Y, de pronto, Juan Andrés lo hace con maestría: sosiega la acción y nos vuelve a hundir la mano en el bolsillo para darnos otra tristeza:


"La historia, mi historia. Recuerdo cómo fue la infancia en el cuerpo de un niño gordo. [...] También recuerdo que murieron juntos mi padre y la infancia. Pero trajiste otra de repuesto. [...] Eso eras tú, una reparación, un amor. [...] sí, te amé, pero también me serviste de parapeto cuando yo seguí en pos de esa ciencia incompleta y urgente de lo hermoso.
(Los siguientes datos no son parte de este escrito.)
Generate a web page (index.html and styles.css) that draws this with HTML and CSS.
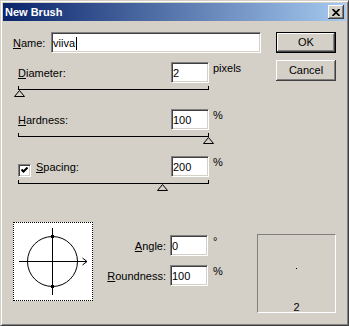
FILE: index.html
```html
<!DOCTYPE html>
<html lang="en">
  <head>
    <meta charset="UTF-8" />
    <meta name="viewport" content="width=device-width, initial-scale=1.0" />
    <title>New Brush</title>
    <link rel="stylesheet" href="styles.css">
  </head>
  <body>
    <div class="window">
      <div class="titlebar">
        <span class="title">New Brush</span>
        <span class="close">
          <svg width="8" height="7" viewBox="0 0 8 7">
            <path d="M0.5 0 L7.5 7 M7.5 0 L0.5 7" stroke="#000" stroke-width="1.7" fill="none" />
          </svg>
        </span>
      </div>

      <div class="dialog">
        <div class="top">
          <div class="fields">
            <div class="name-row">
              <span class="name-label"><u>N</u>ame:</span>
              <span class="field name-field">viiva<span class="caret"></span></span>
            </div>

            <div class="setting">
              <div class="setting-row">
                <span class="setting-label"><u>D</u>iameter:</span>
                <span class="field">2</span>
                <span class="unit">pixels</span>
              </div>
              <div class="slider">
                <span class="thumb" style="left: calc(0% - 5px)">
                  <svg width="11" height="7"><polygon points="5.5,0.5 0.5,6.5 10.5,6.5" fill="none" stroke="#000" /></svg>
                </span>
              </div>
            </div>

            <div class="setting">
              <div class="setting-row">
                <span class="setting-label"><u>H</u>ardness:</span>
                <span class="field">100</span>
                <span class="unit">%</span>
              </div>
              <div class="slider">
                <span class="thumb" style="left: calc(100% - 5px)">
                  <svg width="11" height="7"><polygon points="5.5,0.5 0.5,6.5 10.5,6.5" fill="none" stroke="#000" /></svg>
                </span>
              </div>
            </div>

            <div class="setting">
              <div class="setting-row">
                <span class="setting-label">
                  <span class="checkbox">
                    <svg width="7" height="7"><path d="M0.5 2.5 L2.5 4.5 L6.5 0.5" stroke="#000" stroke-width="2" fill="none" /></svg>
                  </span><u>S</u>pacing:
                </span>
                <span class="field">200</span>
                <span class="unit">%</span>
              </div>
              <div class="slider">
                <span class="thumb" style="left: calc(75.7% - 5px)">
                  <svg width="11" height="7"><polygon points="5.5,0.5 0.5,6.5 10.5,6.5" fill="none" stroke="#000" /></svg>
                </span>
              </div>
            </div>
          </div>

          <div class="buttons">
            <button class="btn btn-default">OK</button>
            <button class="btn">Cancel</button>
          </div>
        </div>

        <div class="bottom">
          <div class="preview">
            <svg width="78" height="77" viewBox="0 0 78 77">
              <circle cx="38.5" cy="38.5" r="25" fill="none" stroke="#000" />
              <path d="M5 38.5 H73 M38.5 5 V72" stroke="#000" fill="none" />
              <path d="M68.5 35 L73 38.5 L68.5 42" stroke="#000" fill="none" />
              <rect x="37" y="12" width="3" height="3" />
              <rect x="37" y="62" width="3" height="3" />
            </svg>
          </div>

          <div class="angles">
            <span class="angle-label"><u>A</u>ngle:</span>
            <span class="field">0</span>
            <span class="unit">°</span>
            <span class="angle-label"><u>R</u>oundness:</span>
            <span class="field">100</span>
            <span class="unit">%</span>
          </div>

          <div class="sample">
            <span class="sample-dot"></span>
            <span class="sample-size">2</span>
          </div>
        </div>
      </div>
    </div>
  </body>
</html>
```

FILE: styles.css
```css
* {
  box-sizing: border-box;
}
body {
  margin: 0;
  background: #d4d0c8;
  font-family: "Liberation Sans", Arial, sans-serif;
  font-size: 11px;
  color: #000;
}
.window {
  width: 349px;
  height: 326px;
  padding: 2px;
  background: #d4d0c8;
  border: 1px solid;
  border-color: #d4d0c8 #404040 #404040 #d4d0c8;
  box-shadow: inset 1px 1px #fff, inset -1px -1px #808080;
}
.titlebar {
  display: flex;
  align-items: center;
  height: 18px;
  padding: 0 2px;
  background: linear-gradient(to right, #0a246a, #a6caf0);
}
.title {
  flex: 1;
  color: #fff;
  font-weight: bold;
  line-height: 13px;
}
.close {
  display: flex;
  align-items: center;
  justify-content: center;
  width: 16px;
  height: 14px;
  background: #d4d0c8;
  box-shadow: inset -1px -1px #404040, inset 1px 1px #fff, inset -2px -2px #808080;
}
.dialog {
  padding: 11px 10px 0 10px;
}
.top {
  display: flex;
}
.fields {
  width: 248px;
  display: flex;
  flex-direction: column;
}
.name-row {
  display: flex;
  align-items: baseline;
}
.name-label {
  width: 38px;
}
.field {
  display: block;
  height: 21px;
  padding: 3px 1px 0;
  line-height: 14px;
  white-space: nowrap;
  background: #fff;
  border: 1px solid;
  border-color: #808080 #fff #fff #808080;
  box-shadow: inset 1px 1px #404040, inset -1px -1px #d4d0c8;
}
.name-field {
  width: 210px;
}
.caret {
  display: inline-block;
  width: 1px;
  height: 13px;
  margin-left: 1px;
  vertical-align: -3px;
  background: #000;
}
.setting {
  margin-top: 19px;
  margin-left: 5px;
}
.name-row + .setting {
  margin-top: 9px;
}
.setting-row {
  display: grid;
  grid-template-columns: 153px 38px auto;
  align-items: baseline;
}
.unit {
  align-self: start;
  margin-left: 4px;
  line-height: 13px;
}
.checkbox {
  display: inline-flex;
  align-items: center;
  justify-content: center;
  width: 13px;
  height: 13px;
  margin-right: 5px;
  vertical-align: -3px;
  background: #fff;
  border: 1px solid;
  border-color: #808080 #fff #fff #808080;
  box-shadow: inset 1px 1px #404040, inset -1px -1px #d4d0c8;
}
.slider {
  position: relative;
  width: 191px;
  height: 4px;
  margin-top: 3px;
  border: 1px solid #000;
  border-top: 0;
}
.thumb {
  position: absolute;
  top: 4px;
  display: block;
  width: 11px;
  height: 7px;
}
.thumb svg {
  display: block;
}
.buttons {
  display: flex;
  flex-direction: column;
  gap: 7px;
  margin-left: auto;
}
.btn {
  width: 60px;
  height: 21px;
  padding: 0;
  font: inherit;
  line-height: 13px;
  color: #000;
  background: #d4d0c8;
  border: 0;
  box-shadow: inset -1px -1px #404040, inset 1px 1px #fff, inset -2px -2px #808080;
}
.btn-default {
  border: 1px solid #000;
}
.bottom {
  display: flex;
  align-items: flex-start;
  margin-top: 38px;
}
.preview {
  width: 80px;
  height: 79px;
  background: #fff;
  border: 1px dotted #000;
}
.preview svg {
  display: block;
}
.angles {
  display: grid;
  grid-template-columns: 62px 38px auto;
  column-gap: 4px;
  row-gap: 9px;
  align-items: baseline;
  margin: 13px 0 0 11px;
}
.angle-label {
  text-align: right;
}
.angles .unit {
  margin-left: 1px;
}
.sample {
  display: flex;
  flex-direction: column;
  align-items: center;
  width: 79px;
  height: 79px;
  margin: 12px 0 0 auto;
  border: 1px solid;
  border-color: #808080 #fff #fff #808080;
}
.sample-dot {
  width: 1px;
  height: 1px;
  margin-top: 33px;
  background: #000;
}
.sample-size {
  margin-top: auto;
  line-height: 11px;
  margin-bottom: -1px;
}
```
Quizás no fuiste uno más de mis cromos; tal vez el álbum, no lo sé. Pero había sido yo, yo el que nos abandonó".


El sueño debe terminar. Aparece la pequeña ciudad. Allí está Expósito y allí estamos. Lo miro escribir en su libretilla, esta vez marrón aunque luego será amarilla y tendrá goma elástica. Yo no sé si decírselo entonces, volver atrás y comentarlo así sin importancia, entre el ruido de los coches y los transeúntes que pasan de largo junto a los escaparates, decirle que ha escrito el libro más conmovedor sobre el amor y la pérdida que yo he leído en mucho tiempo. Creo que nos despedimos cerca de su casa, frente al Sancho, con un abrazo.


"Yo que convertí la vida en una adoración, yo que te tuve -una niña, la niña-, pero en lugar de amarte perseguí la profesionalización de la infancia".